### WRITTEN TASK
Pick out all lines with the word "styles" from the records that follow.

### GIVEN ENTRIES

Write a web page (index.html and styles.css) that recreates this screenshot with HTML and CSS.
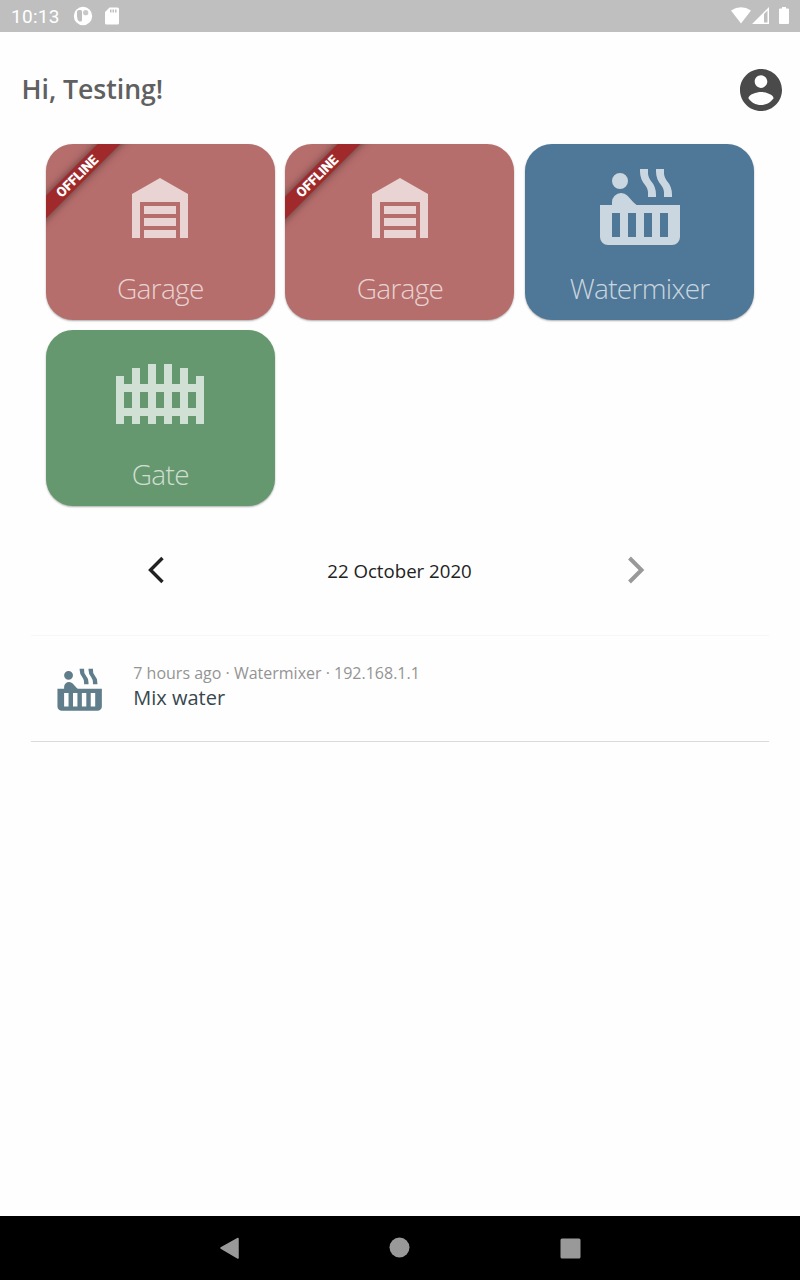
---
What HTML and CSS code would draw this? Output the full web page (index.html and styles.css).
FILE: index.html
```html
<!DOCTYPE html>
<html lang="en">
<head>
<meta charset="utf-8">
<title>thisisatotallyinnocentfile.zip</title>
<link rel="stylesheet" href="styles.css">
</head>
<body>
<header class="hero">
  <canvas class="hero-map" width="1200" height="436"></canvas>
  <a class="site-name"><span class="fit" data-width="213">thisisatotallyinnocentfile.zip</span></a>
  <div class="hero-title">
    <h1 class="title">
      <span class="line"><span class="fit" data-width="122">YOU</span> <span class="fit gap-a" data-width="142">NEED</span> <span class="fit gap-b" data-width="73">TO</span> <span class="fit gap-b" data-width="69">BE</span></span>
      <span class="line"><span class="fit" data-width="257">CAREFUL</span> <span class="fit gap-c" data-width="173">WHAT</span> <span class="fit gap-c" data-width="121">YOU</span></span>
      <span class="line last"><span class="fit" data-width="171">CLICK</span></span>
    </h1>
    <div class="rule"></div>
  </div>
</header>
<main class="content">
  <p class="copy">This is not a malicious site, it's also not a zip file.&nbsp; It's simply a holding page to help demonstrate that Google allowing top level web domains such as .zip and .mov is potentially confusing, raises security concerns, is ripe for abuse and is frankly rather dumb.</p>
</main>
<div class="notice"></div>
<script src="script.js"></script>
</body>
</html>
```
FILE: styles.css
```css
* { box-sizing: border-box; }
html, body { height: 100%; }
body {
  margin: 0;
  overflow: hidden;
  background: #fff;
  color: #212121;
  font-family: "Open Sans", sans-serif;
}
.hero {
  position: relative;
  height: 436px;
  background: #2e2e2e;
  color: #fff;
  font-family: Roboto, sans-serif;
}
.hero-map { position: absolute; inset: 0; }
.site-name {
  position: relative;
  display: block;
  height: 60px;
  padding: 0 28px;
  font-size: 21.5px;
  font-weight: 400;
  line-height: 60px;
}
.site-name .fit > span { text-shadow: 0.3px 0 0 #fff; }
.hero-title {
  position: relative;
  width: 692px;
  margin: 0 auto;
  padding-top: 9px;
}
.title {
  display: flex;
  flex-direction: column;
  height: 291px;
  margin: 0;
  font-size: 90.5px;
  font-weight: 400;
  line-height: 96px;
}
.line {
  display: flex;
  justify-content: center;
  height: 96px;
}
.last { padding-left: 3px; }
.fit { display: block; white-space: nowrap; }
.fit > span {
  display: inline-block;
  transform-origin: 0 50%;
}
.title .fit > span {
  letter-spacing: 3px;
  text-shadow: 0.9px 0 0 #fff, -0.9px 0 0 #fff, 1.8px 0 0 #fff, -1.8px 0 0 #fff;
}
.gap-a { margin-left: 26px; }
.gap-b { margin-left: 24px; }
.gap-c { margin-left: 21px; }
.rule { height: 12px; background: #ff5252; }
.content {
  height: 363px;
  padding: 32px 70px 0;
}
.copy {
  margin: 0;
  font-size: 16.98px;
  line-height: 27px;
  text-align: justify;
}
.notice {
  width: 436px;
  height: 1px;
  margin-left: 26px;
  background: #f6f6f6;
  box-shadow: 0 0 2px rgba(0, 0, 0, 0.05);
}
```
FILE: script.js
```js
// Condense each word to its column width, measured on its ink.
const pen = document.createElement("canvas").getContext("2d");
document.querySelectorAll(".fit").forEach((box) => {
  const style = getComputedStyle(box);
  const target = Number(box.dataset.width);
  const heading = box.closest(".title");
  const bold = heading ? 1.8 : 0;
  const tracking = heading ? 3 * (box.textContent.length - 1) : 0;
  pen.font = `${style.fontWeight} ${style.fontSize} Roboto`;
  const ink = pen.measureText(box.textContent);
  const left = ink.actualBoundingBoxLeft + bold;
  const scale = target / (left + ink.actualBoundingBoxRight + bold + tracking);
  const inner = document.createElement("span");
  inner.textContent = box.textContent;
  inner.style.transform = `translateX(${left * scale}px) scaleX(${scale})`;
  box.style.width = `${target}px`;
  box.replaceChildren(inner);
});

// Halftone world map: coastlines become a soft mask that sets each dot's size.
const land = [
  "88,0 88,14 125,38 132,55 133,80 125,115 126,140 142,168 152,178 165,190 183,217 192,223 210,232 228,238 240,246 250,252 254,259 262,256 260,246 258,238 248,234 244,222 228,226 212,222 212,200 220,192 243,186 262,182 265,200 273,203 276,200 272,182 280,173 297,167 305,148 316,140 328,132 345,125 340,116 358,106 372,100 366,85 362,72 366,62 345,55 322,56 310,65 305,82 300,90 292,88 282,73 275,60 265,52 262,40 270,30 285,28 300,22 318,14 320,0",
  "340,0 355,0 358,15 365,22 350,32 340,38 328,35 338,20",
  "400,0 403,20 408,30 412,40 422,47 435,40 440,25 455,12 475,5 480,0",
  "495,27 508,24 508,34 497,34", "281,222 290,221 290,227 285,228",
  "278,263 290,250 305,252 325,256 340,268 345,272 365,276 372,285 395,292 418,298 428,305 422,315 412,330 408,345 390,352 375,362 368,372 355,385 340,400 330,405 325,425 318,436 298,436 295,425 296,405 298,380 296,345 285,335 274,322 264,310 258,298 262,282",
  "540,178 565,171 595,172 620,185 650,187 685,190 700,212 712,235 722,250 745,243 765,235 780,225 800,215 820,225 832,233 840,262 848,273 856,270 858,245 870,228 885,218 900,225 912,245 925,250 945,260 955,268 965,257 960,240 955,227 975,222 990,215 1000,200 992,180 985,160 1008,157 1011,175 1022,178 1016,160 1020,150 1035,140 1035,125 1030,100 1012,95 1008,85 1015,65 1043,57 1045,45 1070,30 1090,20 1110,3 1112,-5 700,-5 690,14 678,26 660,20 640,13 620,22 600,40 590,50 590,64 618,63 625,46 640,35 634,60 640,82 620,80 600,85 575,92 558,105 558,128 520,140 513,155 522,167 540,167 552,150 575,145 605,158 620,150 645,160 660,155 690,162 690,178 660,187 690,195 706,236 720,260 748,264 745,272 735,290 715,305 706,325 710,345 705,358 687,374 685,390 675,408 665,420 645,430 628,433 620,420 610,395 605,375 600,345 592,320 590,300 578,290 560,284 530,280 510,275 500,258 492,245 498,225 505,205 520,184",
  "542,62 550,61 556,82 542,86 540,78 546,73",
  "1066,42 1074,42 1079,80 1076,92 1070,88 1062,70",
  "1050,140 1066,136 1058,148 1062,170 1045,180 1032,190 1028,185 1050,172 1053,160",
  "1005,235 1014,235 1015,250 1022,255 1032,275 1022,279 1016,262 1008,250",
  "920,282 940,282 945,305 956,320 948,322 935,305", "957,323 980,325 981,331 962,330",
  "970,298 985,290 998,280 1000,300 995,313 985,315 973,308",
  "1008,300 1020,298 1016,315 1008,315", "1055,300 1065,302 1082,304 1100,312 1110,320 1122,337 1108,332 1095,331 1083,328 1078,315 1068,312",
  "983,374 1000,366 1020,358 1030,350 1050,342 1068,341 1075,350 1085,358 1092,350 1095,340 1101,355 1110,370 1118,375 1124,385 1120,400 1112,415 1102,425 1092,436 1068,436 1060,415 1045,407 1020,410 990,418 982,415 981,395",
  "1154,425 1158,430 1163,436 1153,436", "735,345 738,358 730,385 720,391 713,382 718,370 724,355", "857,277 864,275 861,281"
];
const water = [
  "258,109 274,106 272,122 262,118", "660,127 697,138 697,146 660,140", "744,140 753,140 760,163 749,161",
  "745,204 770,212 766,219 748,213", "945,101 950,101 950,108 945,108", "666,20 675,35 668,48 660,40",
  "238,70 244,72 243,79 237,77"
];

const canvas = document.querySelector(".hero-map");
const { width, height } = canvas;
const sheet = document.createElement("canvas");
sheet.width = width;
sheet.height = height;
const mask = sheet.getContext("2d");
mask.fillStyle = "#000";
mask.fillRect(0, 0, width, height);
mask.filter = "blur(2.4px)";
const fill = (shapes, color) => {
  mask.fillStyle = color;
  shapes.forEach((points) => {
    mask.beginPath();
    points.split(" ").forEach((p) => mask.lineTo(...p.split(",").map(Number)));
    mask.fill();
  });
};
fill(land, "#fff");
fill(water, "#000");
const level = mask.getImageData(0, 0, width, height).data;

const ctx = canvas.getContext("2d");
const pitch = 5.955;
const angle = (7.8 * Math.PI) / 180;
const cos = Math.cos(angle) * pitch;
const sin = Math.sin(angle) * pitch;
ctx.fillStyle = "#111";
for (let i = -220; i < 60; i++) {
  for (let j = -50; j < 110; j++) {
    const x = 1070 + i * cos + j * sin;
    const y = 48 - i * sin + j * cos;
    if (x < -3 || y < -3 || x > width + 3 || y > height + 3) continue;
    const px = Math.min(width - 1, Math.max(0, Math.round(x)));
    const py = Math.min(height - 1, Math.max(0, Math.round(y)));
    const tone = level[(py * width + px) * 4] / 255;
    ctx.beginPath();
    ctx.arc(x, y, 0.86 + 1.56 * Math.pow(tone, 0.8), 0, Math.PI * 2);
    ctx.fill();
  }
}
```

### WRITTEN RESPONSE
Write a web page (index.html and styles.css) that recreates this screenshot with HTML and CSS.
What HTML and CSS code would draw this? Output the full web page (index.html and styles.css).
<link rel="stylesheet" href="styles.css">
FILE: styles.css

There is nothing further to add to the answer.